▸ Required work: In the entries below, find every line holding the string "components" and collect it.

▸ Recorded information:
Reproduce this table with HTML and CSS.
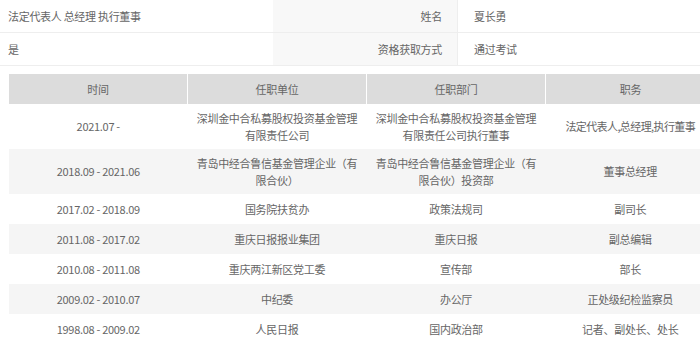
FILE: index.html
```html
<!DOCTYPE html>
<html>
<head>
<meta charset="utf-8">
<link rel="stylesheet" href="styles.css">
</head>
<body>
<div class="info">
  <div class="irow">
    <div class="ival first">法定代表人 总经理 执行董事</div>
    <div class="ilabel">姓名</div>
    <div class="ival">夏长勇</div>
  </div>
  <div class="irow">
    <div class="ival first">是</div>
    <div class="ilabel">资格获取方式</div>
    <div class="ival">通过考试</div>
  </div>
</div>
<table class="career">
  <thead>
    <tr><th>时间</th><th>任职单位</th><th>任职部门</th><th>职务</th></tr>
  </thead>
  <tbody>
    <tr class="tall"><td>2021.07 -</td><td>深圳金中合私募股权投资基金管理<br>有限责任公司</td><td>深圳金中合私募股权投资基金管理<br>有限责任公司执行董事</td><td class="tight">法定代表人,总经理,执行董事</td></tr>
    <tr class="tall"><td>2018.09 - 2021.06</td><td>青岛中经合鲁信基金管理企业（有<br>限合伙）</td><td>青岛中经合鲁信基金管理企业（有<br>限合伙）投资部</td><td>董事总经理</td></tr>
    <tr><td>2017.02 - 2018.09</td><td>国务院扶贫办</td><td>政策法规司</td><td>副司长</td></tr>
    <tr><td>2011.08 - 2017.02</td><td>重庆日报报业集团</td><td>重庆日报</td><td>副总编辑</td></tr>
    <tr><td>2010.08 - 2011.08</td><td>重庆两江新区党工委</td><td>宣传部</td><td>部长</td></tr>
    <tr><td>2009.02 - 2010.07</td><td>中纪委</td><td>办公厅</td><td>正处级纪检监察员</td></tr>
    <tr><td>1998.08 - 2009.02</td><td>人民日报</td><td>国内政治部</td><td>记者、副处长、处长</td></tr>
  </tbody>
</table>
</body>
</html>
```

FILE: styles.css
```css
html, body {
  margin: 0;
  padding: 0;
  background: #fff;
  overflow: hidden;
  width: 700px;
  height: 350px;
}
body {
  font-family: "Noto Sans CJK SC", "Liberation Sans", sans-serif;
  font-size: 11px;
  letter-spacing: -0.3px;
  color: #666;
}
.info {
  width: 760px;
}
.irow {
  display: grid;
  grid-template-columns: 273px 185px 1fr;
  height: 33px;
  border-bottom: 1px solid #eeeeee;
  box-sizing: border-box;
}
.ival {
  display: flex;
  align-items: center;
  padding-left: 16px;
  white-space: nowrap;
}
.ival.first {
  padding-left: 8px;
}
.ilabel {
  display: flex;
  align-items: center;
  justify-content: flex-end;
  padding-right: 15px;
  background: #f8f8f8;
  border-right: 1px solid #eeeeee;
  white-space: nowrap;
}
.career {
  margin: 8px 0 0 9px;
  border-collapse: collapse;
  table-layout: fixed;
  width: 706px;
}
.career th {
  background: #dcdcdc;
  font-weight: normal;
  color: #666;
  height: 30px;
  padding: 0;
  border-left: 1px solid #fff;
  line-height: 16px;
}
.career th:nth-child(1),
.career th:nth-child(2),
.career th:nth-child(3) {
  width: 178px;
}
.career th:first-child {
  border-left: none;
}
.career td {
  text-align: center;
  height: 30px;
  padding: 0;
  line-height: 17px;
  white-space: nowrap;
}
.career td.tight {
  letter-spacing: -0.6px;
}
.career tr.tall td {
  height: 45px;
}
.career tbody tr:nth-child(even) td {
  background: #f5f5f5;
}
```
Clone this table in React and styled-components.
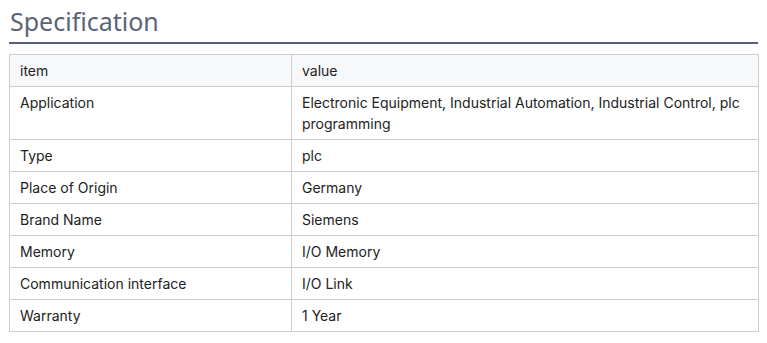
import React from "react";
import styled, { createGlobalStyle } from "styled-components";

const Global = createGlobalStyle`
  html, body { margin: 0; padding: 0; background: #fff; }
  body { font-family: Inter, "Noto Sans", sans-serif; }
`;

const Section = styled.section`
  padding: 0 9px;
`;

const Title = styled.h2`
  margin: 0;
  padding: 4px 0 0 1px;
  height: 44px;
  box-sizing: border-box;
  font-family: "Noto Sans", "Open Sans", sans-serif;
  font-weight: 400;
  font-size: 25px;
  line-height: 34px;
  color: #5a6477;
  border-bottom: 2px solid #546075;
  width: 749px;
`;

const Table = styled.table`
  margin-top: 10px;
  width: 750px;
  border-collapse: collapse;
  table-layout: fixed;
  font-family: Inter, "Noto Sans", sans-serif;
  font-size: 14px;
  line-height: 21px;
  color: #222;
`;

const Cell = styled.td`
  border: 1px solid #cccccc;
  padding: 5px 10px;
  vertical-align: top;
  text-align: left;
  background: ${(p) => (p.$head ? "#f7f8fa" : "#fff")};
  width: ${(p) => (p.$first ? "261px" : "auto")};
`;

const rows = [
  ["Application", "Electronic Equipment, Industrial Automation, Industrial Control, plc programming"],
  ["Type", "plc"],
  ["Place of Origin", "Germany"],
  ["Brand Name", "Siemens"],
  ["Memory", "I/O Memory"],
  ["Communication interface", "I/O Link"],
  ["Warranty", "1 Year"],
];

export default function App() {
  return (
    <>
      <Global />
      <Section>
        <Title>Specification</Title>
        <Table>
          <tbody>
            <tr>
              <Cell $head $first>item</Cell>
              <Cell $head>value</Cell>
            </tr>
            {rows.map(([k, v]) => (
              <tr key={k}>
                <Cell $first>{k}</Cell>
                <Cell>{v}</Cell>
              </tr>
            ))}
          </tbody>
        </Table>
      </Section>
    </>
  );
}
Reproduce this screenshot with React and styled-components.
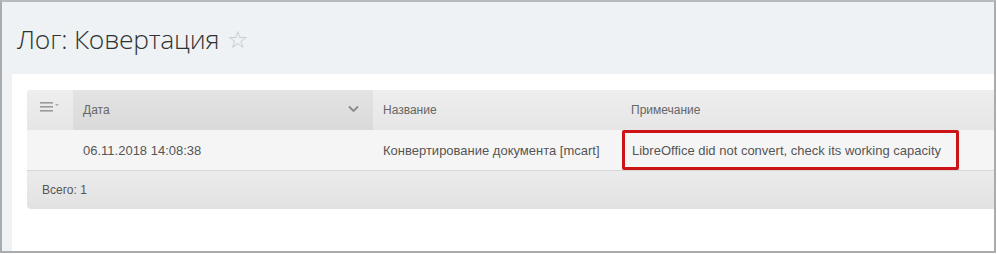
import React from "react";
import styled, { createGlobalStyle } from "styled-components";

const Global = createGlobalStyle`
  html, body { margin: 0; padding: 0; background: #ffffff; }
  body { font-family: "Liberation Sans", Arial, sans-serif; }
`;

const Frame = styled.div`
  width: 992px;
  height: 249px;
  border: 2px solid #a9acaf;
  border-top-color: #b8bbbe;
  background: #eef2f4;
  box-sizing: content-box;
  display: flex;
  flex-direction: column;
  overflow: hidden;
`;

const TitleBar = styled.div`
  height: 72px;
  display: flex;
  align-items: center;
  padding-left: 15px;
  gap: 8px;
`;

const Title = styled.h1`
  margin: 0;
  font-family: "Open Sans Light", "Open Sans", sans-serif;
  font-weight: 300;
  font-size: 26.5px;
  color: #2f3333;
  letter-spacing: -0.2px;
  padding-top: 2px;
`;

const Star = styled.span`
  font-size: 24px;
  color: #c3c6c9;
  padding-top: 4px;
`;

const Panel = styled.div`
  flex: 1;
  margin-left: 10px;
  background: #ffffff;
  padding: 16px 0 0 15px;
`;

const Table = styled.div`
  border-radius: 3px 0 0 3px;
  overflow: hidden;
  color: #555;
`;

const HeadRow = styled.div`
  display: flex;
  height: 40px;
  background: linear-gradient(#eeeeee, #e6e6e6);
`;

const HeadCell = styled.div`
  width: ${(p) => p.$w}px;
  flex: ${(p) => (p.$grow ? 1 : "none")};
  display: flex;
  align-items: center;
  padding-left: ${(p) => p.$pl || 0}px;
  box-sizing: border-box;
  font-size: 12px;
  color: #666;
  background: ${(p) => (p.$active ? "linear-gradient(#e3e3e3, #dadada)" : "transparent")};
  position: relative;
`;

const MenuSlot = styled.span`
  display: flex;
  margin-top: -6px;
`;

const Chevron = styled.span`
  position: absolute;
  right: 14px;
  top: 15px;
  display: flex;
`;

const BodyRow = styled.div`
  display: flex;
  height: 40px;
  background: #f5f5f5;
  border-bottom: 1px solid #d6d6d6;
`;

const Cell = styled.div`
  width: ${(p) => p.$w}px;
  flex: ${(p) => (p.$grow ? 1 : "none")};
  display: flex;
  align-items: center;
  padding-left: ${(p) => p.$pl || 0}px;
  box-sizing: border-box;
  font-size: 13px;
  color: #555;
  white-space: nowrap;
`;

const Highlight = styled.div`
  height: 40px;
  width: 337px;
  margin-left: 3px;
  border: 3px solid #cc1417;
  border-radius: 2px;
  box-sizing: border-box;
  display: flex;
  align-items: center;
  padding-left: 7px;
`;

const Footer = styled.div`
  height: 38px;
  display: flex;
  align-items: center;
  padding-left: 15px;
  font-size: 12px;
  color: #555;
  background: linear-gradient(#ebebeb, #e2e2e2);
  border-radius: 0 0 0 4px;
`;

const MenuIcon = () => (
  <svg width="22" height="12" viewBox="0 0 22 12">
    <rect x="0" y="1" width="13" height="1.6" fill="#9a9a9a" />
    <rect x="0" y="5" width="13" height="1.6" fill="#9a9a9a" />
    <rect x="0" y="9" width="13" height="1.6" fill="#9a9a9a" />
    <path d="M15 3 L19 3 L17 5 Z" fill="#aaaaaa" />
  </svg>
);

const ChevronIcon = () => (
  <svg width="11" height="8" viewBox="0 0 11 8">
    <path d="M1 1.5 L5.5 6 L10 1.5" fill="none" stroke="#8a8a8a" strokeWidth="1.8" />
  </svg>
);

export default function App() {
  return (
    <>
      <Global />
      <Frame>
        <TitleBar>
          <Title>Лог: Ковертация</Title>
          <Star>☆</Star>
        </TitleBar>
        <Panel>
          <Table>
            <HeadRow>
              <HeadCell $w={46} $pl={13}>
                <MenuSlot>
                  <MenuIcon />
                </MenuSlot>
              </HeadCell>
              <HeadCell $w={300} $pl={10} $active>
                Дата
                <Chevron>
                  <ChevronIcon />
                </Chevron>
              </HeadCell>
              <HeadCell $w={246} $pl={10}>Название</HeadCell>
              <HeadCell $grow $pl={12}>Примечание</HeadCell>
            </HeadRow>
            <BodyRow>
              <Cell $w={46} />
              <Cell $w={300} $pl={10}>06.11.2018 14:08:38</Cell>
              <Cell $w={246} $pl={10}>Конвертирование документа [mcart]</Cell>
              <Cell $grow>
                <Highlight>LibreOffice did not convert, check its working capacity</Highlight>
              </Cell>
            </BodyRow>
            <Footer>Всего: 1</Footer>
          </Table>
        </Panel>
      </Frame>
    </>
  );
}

▸ Complete response:
Clone this table in React and styled-components.
import styled, { createGlobalStyle } from "styled-components";
Reproduce this screenshot with React and styled-components.
import styled, { createGlobalStyle } from "styled-components";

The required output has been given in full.